* **REQUIREMENTS**
Transcribe exactly the lines from the one containing "Emit a web page" through the one containing "</show-page>", both included, and leave out any pictures.

* **DATA IN THIS EXERCISE**
....

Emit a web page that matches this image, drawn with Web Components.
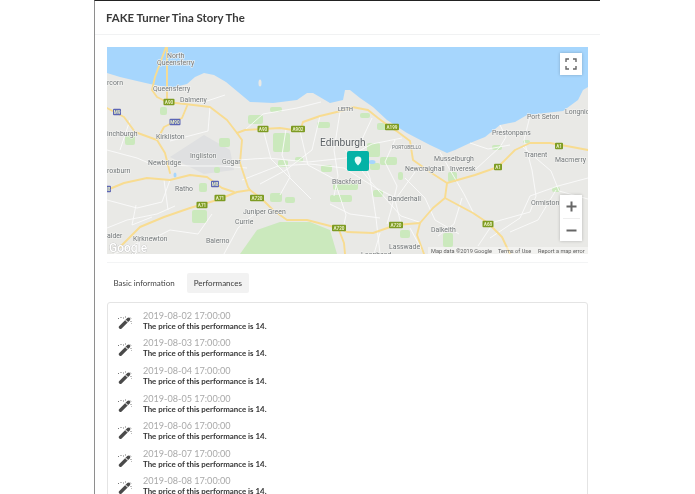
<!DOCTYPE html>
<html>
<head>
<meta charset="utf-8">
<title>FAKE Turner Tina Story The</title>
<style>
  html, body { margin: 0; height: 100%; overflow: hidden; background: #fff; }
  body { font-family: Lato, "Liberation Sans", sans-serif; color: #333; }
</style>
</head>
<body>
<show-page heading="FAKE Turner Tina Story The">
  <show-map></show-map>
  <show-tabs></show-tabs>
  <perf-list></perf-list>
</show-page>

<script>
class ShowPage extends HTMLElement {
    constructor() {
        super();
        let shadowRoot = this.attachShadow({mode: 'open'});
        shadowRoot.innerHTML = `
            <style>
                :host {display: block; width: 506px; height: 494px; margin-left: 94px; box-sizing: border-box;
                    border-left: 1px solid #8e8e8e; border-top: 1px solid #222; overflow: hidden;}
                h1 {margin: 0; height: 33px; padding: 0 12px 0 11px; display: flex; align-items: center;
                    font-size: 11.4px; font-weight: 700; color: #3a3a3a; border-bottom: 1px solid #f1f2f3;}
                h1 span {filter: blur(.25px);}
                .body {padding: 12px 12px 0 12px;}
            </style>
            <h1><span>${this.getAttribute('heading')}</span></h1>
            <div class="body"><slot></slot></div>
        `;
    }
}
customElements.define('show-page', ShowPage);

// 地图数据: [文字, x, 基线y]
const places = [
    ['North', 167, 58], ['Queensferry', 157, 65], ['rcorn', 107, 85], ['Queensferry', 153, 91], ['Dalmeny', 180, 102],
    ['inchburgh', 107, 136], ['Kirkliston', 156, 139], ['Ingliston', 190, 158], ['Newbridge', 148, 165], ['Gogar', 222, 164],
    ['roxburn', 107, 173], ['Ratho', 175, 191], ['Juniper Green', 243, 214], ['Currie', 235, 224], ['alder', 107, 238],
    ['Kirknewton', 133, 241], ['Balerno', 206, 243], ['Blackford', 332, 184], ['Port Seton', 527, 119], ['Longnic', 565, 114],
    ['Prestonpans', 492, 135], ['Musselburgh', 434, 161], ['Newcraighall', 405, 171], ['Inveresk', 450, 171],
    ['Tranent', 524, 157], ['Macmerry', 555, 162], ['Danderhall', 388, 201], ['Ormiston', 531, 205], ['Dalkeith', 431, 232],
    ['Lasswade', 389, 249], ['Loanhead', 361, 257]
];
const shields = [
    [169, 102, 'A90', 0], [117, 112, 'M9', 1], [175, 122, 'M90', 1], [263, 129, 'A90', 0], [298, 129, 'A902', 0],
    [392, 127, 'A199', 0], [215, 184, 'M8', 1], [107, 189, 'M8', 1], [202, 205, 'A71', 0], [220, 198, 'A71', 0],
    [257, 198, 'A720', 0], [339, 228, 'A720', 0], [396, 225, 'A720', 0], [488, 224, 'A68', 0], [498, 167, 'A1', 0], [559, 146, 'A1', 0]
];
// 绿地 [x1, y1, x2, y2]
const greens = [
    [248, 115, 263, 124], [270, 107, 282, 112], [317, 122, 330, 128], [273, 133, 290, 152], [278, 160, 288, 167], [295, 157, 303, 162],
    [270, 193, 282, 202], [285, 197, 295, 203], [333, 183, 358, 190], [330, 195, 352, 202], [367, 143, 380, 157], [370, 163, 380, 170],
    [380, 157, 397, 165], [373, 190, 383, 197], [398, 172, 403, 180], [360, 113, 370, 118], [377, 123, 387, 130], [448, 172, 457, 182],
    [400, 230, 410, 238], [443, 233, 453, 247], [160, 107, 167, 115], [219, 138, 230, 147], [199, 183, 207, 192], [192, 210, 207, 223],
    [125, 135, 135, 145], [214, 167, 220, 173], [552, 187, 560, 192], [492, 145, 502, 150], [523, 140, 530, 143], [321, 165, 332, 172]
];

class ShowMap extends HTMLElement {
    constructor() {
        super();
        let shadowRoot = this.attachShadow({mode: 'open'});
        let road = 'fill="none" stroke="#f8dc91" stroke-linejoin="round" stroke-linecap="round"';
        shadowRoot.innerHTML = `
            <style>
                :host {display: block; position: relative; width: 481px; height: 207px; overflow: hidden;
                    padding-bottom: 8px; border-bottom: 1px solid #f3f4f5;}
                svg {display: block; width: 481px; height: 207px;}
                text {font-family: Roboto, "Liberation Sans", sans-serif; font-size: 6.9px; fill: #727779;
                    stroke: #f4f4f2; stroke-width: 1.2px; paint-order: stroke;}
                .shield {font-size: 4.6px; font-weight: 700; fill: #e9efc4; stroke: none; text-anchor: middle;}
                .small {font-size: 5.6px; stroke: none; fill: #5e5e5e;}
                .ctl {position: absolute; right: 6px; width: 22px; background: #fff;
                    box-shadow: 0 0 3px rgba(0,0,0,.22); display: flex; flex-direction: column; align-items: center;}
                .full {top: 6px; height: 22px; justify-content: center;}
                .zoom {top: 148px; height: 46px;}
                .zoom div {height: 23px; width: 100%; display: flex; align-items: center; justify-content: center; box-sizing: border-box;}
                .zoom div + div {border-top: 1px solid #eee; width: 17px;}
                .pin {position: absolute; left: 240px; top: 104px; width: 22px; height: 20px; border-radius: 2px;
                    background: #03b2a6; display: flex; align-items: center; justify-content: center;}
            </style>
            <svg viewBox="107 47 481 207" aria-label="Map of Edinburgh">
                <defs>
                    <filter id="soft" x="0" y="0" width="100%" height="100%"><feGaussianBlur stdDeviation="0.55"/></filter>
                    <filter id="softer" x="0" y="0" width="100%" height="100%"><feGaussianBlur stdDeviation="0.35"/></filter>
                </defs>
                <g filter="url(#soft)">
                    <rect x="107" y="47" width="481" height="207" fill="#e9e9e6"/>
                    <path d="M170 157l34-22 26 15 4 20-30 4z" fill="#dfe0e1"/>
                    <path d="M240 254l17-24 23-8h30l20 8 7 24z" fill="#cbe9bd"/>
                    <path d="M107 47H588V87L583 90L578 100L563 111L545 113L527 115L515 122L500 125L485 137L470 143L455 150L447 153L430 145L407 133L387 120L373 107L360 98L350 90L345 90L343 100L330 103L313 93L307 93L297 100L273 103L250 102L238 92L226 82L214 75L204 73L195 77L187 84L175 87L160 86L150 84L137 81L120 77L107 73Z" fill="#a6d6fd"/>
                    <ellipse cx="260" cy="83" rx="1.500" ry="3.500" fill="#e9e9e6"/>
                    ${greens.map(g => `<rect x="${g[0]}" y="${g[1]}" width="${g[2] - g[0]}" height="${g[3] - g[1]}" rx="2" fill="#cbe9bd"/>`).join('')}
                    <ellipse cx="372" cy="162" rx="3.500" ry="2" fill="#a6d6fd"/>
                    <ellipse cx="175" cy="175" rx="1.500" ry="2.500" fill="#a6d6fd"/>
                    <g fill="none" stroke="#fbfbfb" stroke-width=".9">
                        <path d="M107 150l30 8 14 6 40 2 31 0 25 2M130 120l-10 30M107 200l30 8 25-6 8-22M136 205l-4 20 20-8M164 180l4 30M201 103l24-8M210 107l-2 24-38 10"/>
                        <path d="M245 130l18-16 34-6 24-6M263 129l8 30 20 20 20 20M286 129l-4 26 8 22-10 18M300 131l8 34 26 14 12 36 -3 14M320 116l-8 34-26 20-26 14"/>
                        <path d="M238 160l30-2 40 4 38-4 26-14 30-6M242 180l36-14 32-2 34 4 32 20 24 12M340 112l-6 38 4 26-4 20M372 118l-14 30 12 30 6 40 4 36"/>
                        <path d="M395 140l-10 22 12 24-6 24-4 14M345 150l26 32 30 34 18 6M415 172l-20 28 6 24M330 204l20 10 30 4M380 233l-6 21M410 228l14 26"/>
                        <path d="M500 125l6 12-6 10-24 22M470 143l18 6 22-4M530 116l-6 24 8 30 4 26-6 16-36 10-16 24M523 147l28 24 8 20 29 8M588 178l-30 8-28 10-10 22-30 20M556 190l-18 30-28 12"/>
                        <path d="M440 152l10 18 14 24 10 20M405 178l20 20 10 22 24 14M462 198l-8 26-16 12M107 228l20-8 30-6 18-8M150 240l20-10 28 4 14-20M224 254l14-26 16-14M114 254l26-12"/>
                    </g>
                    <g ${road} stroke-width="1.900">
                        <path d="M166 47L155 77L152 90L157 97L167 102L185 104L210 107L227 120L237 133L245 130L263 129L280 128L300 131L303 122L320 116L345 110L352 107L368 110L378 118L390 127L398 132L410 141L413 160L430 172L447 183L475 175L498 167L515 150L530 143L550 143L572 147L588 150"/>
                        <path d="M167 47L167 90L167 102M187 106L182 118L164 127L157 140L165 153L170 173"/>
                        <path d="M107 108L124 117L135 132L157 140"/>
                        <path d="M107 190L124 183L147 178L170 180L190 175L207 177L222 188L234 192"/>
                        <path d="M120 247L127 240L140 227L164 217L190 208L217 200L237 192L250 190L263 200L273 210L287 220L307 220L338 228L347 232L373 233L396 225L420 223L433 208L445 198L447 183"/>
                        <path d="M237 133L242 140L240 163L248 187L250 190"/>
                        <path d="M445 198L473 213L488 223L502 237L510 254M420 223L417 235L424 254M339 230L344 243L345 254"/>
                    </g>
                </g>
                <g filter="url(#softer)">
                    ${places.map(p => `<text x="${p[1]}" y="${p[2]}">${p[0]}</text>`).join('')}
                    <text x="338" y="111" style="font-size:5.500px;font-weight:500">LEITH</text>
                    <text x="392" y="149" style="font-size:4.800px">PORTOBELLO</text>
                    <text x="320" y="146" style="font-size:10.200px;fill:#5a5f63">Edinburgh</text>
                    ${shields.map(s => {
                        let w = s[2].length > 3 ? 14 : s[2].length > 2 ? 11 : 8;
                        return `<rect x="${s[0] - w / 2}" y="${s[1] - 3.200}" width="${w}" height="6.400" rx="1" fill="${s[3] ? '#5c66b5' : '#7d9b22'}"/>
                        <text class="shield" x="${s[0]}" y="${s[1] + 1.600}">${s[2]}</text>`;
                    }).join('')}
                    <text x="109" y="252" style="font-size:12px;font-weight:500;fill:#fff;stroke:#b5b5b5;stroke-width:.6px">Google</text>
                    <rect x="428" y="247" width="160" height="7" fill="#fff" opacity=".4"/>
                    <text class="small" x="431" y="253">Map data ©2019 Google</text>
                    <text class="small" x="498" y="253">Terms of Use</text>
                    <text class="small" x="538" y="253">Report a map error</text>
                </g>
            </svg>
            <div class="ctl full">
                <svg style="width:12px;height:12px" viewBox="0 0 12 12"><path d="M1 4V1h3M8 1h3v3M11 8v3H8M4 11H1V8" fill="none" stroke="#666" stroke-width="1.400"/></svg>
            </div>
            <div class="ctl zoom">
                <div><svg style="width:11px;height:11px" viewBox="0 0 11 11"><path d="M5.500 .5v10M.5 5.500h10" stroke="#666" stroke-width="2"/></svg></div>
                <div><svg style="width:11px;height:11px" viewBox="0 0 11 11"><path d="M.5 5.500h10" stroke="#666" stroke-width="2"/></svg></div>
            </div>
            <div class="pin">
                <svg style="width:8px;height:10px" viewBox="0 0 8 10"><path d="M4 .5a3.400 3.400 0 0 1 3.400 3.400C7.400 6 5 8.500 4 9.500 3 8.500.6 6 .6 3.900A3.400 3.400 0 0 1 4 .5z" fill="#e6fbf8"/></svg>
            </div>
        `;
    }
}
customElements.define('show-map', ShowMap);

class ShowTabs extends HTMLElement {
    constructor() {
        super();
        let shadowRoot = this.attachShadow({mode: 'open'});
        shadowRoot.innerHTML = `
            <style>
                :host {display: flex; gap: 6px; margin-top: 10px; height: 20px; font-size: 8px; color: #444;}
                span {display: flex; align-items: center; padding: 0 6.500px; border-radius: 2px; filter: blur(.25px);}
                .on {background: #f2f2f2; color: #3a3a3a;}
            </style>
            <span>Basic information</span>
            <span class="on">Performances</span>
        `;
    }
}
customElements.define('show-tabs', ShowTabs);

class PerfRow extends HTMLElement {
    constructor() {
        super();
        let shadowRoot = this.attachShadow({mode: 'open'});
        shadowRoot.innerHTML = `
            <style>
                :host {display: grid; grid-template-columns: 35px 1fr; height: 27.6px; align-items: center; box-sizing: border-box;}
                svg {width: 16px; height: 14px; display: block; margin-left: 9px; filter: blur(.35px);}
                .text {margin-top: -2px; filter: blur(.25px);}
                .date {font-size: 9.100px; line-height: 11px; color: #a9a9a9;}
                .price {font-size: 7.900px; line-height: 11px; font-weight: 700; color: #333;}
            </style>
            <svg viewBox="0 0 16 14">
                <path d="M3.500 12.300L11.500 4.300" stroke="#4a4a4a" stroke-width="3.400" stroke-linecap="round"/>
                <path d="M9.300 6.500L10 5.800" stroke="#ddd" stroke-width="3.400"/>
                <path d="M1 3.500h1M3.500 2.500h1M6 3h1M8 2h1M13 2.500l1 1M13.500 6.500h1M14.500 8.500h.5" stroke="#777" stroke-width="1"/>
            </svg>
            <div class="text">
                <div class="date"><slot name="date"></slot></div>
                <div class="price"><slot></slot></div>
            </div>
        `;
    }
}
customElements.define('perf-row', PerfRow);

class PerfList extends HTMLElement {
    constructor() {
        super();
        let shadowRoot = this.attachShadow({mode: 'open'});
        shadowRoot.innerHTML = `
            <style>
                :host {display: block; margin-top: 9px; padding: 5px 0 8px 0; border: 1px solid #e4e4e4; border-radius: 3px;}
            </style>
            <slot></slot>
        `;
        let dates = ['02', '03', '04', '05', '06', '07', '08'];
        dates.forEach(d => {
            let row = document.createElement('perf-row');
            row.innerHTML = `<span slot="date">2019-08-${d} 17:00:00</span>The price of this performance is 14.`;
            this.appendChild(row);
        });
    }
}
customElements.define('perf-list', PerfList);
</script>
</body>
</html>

....

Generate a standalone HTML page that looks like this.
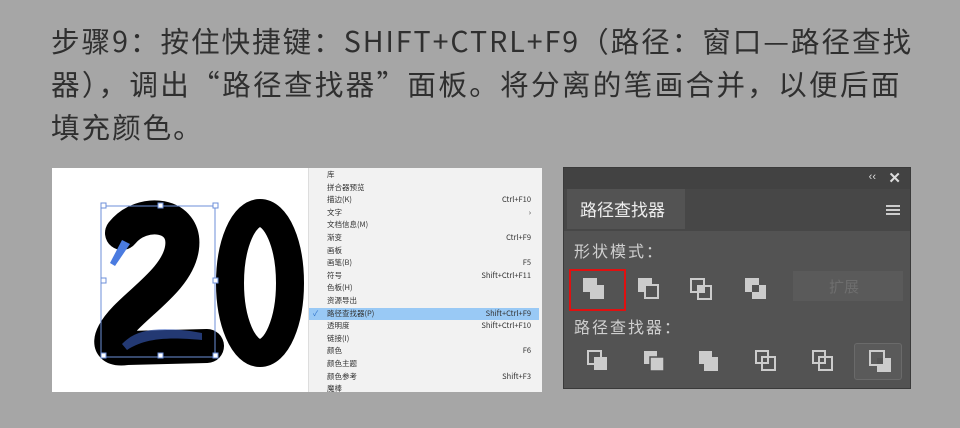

....

* **EXERCISE ANSWER**
Emit a web page that matches this image, drawn with Web Components.
<!DOCTYPE html>
<html>
<head>
<meta charset="utf-8">
<title>FAKE Turner Tina Story The</title>
<style>
  html, body { margin: 0; height: 100%; overflow: hidden; background: #fff; }
  body { font-family: Lato, "Liberation Sans", sans-serif; color: #333; }
</style>
</head>
<body>
<show-page heading="FAKE Turner Tina Story The">
  <show-map></show-map>
  <show-tabs></show-tabs>
  <perf-list></perf-list>
</show-page>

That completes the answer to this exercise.